▶ **INFORMATION SUPPLIED**:

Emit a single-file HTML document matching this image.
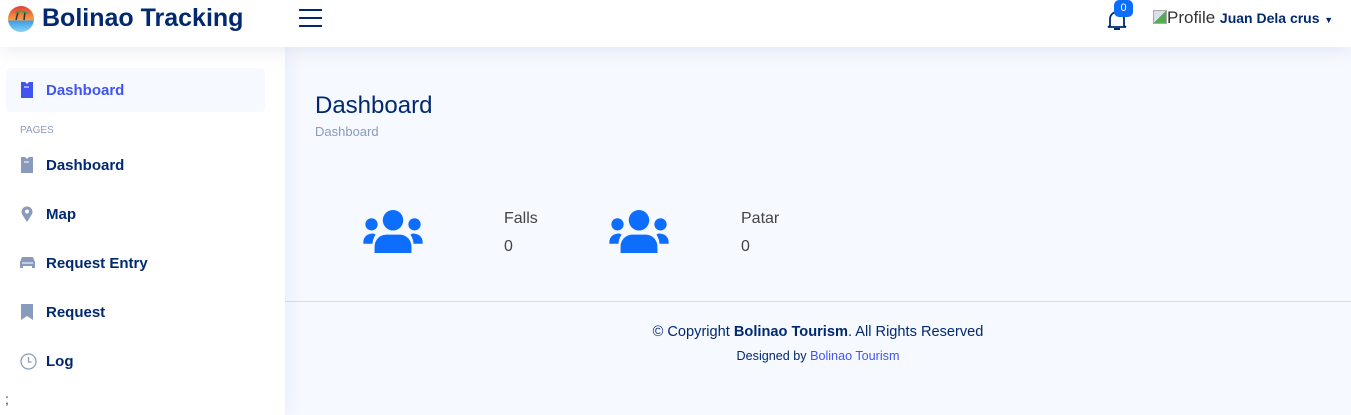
<!DOCTYPE html>
<html><head><meta charset="utf-8"><style>
*{box-sizing:border-box;margin:0;padding:0}
body{width:1351px;height:415px;overflow:hidden;background:#f6f9ff;font-family:"Liberation Sans",sans-serif;color:#012970;position:relative}
.hdr{position:absolute;left:0;top:0;width:1351px;height:47px;background:#fff;box-shadow:0 2px 20px rgba(1,41,112,.1);z-index:3}
.logo{position:absolute;left:7px;top:4px;font-size:25px;font-weight:bold;color:#012970;letter-spacing:0}
.logo svg{position:absolute;left:0;top:1px}
.logo span{position:absolute;left:35px;top:0;white-space:nowrap}
.side{position:absolute;left:0;top:47px;width:285px;height:368px;background:#fff;box-shadow:0 0 20px rgba(1,41,112,.08);z-index:2}
.it{position:absolute;left:6px;width:259px;height:44px;font-size:15px;font-weight:bold;color:#012970}
.it span{position:absolute;left:40px;top:14px}
.it svg{position:absolute;left:15px;top:14px}
.act{background:#f6f9ff;color:#4154f1;border-radius:4px}
</style></head><body>
<div class="hdr">
 <div class="logo">
  <svg width="28" height="28" viewBox="0 0 28 28"><defs><linearGradient id="g" x1="0" y1="0" x2="0" y2="1"><stop offset="0" stop-color="#e2403a"/><stop offset=".55" stop-color="#f4a340"/><stop offset=".56" stop-color="#3a9be8"/><stop offset="1" stop-color="#8ad0f5"/></linearGradient></defs><circle cx="14" cy="14" r="13" fill="url(#g)"/><path d="M9 15 L11 7 M17 15 L18 7" stroke="#333" stroke-width="1.5"/><path d="M8 7 l3 0 l3 -1 M15 7 l3 0 l3 1" stroke="#2a5" stroke-width="1.5" fill="none"/></svg>
  <span>Bolinao Tracking</span></div>
 <svg style="position:absolute;left:299px;top:8px" width="24" height="20"><path d="M0 2h23M0 10h23M0 18h23" stroke="#012970" stroke-width="2"/></svg>
 <svg style="position:absolute;left:1106px;top:9px" width="22" height="22" viewBox="0 0 22 22"><path d="M4 17V10a7 7 0 0 1 14 0v7l2 1H2z" fill="none" stroke="#012970" stroke-width="1.8"/><path d="M8 20h6" stroke="#012970" stroke-width="2"/></svg>
 <div style="position:absolute;left:1114px;top:0;width:19px;height:17px;background:#0d6efd;border-radius:5px;color:#fff;font-size:11px;text-align:center;line-height:16px">0</div>
 <div style="position:absolute;left:1153px;top:8px;font-size:17px;color:#333;white-space:nowrap"><span style="display:inline-block;width:14px;height:14px;border:1px solid #aaa;background:linear-gradient(135deg,#dde 50%,#5a5 50%);vertical-align:-1px"></span>Profile <b style="font-size:14px;color:#012970">Juan Dela crus</b> <span style="font-size:9px;color:#012970">▼</span></div>
</div>
<div class="side">
 <div class="it act" style="top:21px"><svg width="12" height="16"><path d="M0 0h4l2 2 2-2h4v16H0z" fill="#4154f1"/><path d="M3 5h5" stroke="#fff"/></svg><span>Dashboard</span></div>
 <div style="position:absolute;left:20px;top:78px;font-size:10px;color:#899bbd">PAGES</div>
 <div class="it" style="top:96px"><svg width="12" height="16"><path d="M0 0h4l2 2 2-2h4v16H0z" fill="#899bbd"/><path d="M3 5h5" stroke="#fff"/></svg><span>Dashboard</span></div>
 <div class="it" style="top:145px"><svg width="12" height="16"><path d="M6 16L1.5 9A5.5 5.5 0 1 1 10.5 9z" fill="#899bbd"/><circle cx="6" cy="5.5" r="2" fill="#fff"/></svg><span>Map</span></div>
 <div class="it" style="top:194px"><svg width="17" height="14" style="left:13px;top:15px"><path d="M3 1h11l2 5v6h-3v-2H4v2H1V6z" fill="#899bbd"/><path d="M3 7h11" stroke="#fff"/></svg><span>Request Entry</span></div>
 <div class="it" style="top:243px"><svg width="12" height="16"><path d="M0 0h12v16l-6-4-6 4z" fill="#899bbd"/></svg><span>Request</span></div>
 <div class="it" style="top:292px"><svg width="17" height="17" style="left:14px"><circle cx="8.5" cy="8.5" r="7.5" fill="none" stroke="#899bbd" stroke-width="1.3"/><path d="M8.5 4v5h3" fill="none" stroke="#899bbd" stroke-width="1.3"/></svg><span>Log</span></div>
 <div style="position:absolute;left:5px;top:344px;font-size:14px;color:#333">;</div>
</div>
<div style="position:absolute;left:315px;top:92px;font-size:24px;color:#012970">Dashboard</div>
<div style="position:absolute;left:315px;top:124px;font-size:13px;color:#899bbd">Dashboard</div>
<svg style="position:absolute;left:362px;top:210px" width="62" height="43" viewBox="0 0 60 42"><circle cx="30" cy="10" r="10" fill="#0d6efd"/><circle cx="9" cy="14" r="6" fill="#0d6efd"/><circle cx="51" cy="14" r="6" fill="#0d6efd"/><path d="M1 32c0-6 4-9 10-9l2 1c-2 3-3 6-3 9H1zM59 32c0-6-4-9-10-9l-2 1c2 3 3 6 3 9h9z" fill="#0d6efd"/><path d="M12 42V36c0-7 5-12 12-12h12c7 0 12 5 12 12v6z" fill="#0d6efd"/></svg>
<svg style="position:absolute;left:608px;top:210px" width="62" height="43" viewBox="0 0 60 42"><circle cx="30" cy="10" r="10" fill="#0d6efd"/><circle cx="9" cy="14" r="6" fill="#0d6efd"/><circle cx="51" cy="14" r="6" fill="#0d6efd"/><path d="M1 32c0-6 4-9 10-9l2 1c-2 3-3 6-3 9H1zM59 32c0-6-4-9-10-9l-2 1c2 3 3 6 3 9h9z" fill="#0d6efd"/><path d="M12 42V36c0-7 5-12 12-12h12c7 0 12 5 12 12v6z" fill="#0d6efd"/></svg>
<div style="position:absolute;left:504px;top:210px;font-size:16px;color:#444">Falls</div>
<div style="position:absolute;left:504px;top:238px;font-size:16px;color:#444">0</div>
<div style="position:absolute;left:741px;top:210px;font-size:16px;color:#444">Patar</div>
<div style="position:absolute;left:741px;top:238px;font-size:16px;color:#444">0</div>
<div style="position:absolute;left:285px;top:301px;width:1066px;border-top:1px solid #cddfff"></div>
<div style="position:absolute;left:285px;top:324px;width:1066px;text-align:center;font-size:14.6px;color:#012970">© Copyright <b>Bolinao Tourism</b>. All Rights Reserved</div>
<div style="position:absolute;left:285px;top:349px;width:1066px;text-align:center;font-size:12.6px;color:#012970">Designed by <span style="color:#4154f1">Bolinao Tourism</span></div>
</body></html>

▶ **TO BE DONE**:
Reproduce the data word for word, excluding its pictures.

▶ **EXERCISE ANSWER**:
Emit a single-file HTML document matching this image.
<!DOCTYPE html>
<html><head><meta charset="utf-8"><style>
*{box-sizing:border-box;margin:0;padding:0}
body{width:1351px;height:415px;overflow:hidden;background:#f6f9ff;font-family:"Liberation Sans",sans-serif;color:#012970;position:relative}
.hdr{position:absolute;left:0;top:0;width:1351px;height:47px;background:#fff;box-shadow:0 2px 20px rgba(1,41,112,.1);z-index:3}
.logo{position:absolute;left:7px;top:4px;font-size:25px;font-weight:bold;color:#012970;letter-spacing:0}
.logo svg{position:absolute;left:0;top:1px}
.logo span{position:absolute;left:35px;top:0;white-space:nowrap}
.side{position:absolute;left:0;top:47px;width:285px;height:368px;background:#fff;box-shadow:0 0 20px rgba(1,41,112,.08);z-index:2}
.it{position:absolute;left:6px;width:259px;height:44px;font-size:15px;font-weight:bold;color:#012970}
.it span{position:absolute;left:40px;top:14px}
.it svg{position:absolute;left:15px;top:14px}
.act{background:#f6f9ff;color:#4154f1;border-radius:4px}
</style></head><body>
<div class="hdr">
 <div class="logo">
  <svg width="28" height="28" viewBox="0 0 28 28"><defs><linearGradient id="g" x1="0" y1="0" x2="0" y2="1"><stop offset="0" stop-color="#e2403a"/><stop offset=".55" stop-color="#f4a340"/><stop offset=".56" stop-color="#3a9be8"/><stop offset="1" stop-color="#8ad0f5"/></linearGradient></defs><circle cx="14" cy="14" r="13" fill="url(#g)"/><path d="M9 15 L11 7 M17 15 L18 7" stroke="#333" stroke-width="1.5"/><path d="M8 7 l3 0 l3 -1 M15 7 l3 0 l3 1" stroke="#2a5" stroke-width="1.5" fill="none"/></svg>
  <span>Bolinao Tracking</span></div>
 <svg style="position:absolute;left:299px;top:8px" width="24" height="20"><path d="M0 2h23M0 10h23M0 18h23" stroke="#012970" stroke-width="2"/></svg>
 <svg style="position:absolute;left:1106px;top:9px" width="22" height="22" viewBox="0 0 22 22"><path d="M4 17V10a7 7 0 0 1 14 0v7l2 1H2z" fill="none" stroke="#012970" stroke-width="1.8"/><path d="M8 20h6" stroke="#012970" stroke-width="2"/></svg>
 <div style="position:absolute;left:1114px;top:0;width:19px;height:17px;background:#0d6efd;border-radius:5px;color:#fff;font-size:11px;text-align:center;line-height:16px">0</div>
 <div style="position:absolute;left:1153px;top:8px;font-size:17px;color:#333;white-space:nowrap"><span style="display:inline-block;width:14px;height:14px;border:1px solid #aaa;background:linear-gradient(135deg,#dde 50%,#5a5 50%);vertical-align:-1px"></span>Profile <b style="font-size:14px;color:#012970">Juan Dela crus</b> <span style="font-size:9px;color:#012970">▼</span></div>
</div>
<div class="side">
 <div class="it act" style="top:21px"><svg width="12" height="16"><path d="M0 0h4l2 2 2-2h4v16H0z" fill="#4154f1"/><path d="M3 5h5" stroke="#fff"/></svg><span>Dashboard</span></div>
 <div style="position:absolute;left:20px;top:78px;font-size:10px;color:#899bbd">PAGES</div>
 <div class="it" style="top:96px"><svg width="12" height="16"><path d="M0 0h4l2 2 2-2h4v16H0z" fill="#899bbd"/><path d="M3 5h5" stroke="#fff"/></svg><span>Dashboard</span></div>
 <div class="it" style="top:145px"><svg width="12" height="16"><path d="M6 16L1.5 9A5.5 5.5 0 1 1 10.5 9z" fill="#899bbd"/><circle cx="6" cy="5.5" r="2" fill="#fff"/></svg><span>Map</span></div>
 <div class="it" style="top:194px"><svg width="17" height="14" style="left:13px;top:15px"><path d="M3 1h11l2 5v6h-3v-2H4v2H1V6z" fill="#899bbd"/><path d="M3 7h11" stroke="#fff"/></svg><span>Request Entry</span></div>
 <div class="it" style="top:243px"><svg width="12" height="16"><path d="M0 0h12v16l-6-4-6 4z" fill="#899bbd"/></svg><span>Request</span></div>
 <div class="it" style="top:292px"><svg width="17" height="17" style="left:14px"><circle cx="8.5" cy="8.5" r="7.5" fill="none" stroke="#899bbd" stroke-width="1.3"/><path d="M8.5 4v5h3" fill="none" stroke="#899bbd" stroke-width="1.3"/></svg><span>Log</span></div>
 <div style="position:absolute;left:5px;top:344px;font-size:14px;color:#333">;</div>
</div>
<div style="position:absolute;left:315px;top:92px;font-size:24px;color:#012970">Dashboard</div>
<div style="position:absolute;left:315px;top:124px;font-size:13px;color:#899bbd">Dashboard</div>
<svg style="position:absolute;left:362px;top:210px" width="62" height="43" viewBox="0 0 60 42"><circle cx="30" cy="10" r="10" fill="#0d6efd"/><circle cx="9" cy="14" r="6" fill="#0d6efd"/><circle cx="51" cy="14" r="6" fill="#0d6efd"/><path d="M1 32c0-6 4-9 10-9l2 1c-2 3-3 6-3 9H1zM59 32c0-6-4-9-10-9l-2 1c2 3 3 6 3 9h9z" fill="#0d6efd"/><path d="M12 42V36c0-7 5-12 12-12h12c7 0 12 5 12 12v6z" fill="#0d6efd"/></svg>
<svg style="position:absolute;left:608px;top:210px" width="62" height="43" viewBox="0 0 60 42"><circle cx="30" cy="10" r="10" fill="#0d6efd"/><circle cx="9" cy="14" r="6" fill="#0d6efd"/><circle cx="51" cy="14" r="6" fill="#0d6efd"/><path d="M1 32c0-6 4-9 10-9l2 1c-2 3-3 6-3 9H1zM59 32c0-6-4-9-10-9l-2 1c2 3 3 6 3 9h9z" fill="#0d6efd"/><path d="M12 42V36c0-7 5-12 12-12h12c7 0 12 5 12 12v6z" fill="#0d6efd"/></svg>
<div style="position:absolute;left:504px;top:210px;font-size:16px;color:#444">Falls</div>
<div style="position:absolute;left:504px;top:238px;font-size:16px;color:#444">0</div>
<div style="position:absolute;left:741px;top:210px;font-size:16px;color:#444">Patar</div>
<div style="position:absolute;left:741px;top:238px;font-size:16px;color:#444">0</div>
<div style="position:absolute;left:285px;top:301px;width:1066px;border-top:1px solid #cddfff"></div>
<div style="position:absolute;left:285px;top:324px;width:1066px;text-align:center;font-size:14.6px;color:#012970">© Copyright <b>Bolinao Tourism</b>. All Rights Reserved</div>
<div style="position:absolute;left:285px;top:349px;width:1066px;text-align:center;font-size:12.6px;color:#012970">Designed by <span style="color:#4154f1">Bolinao Tourism</span></div>
</body></html>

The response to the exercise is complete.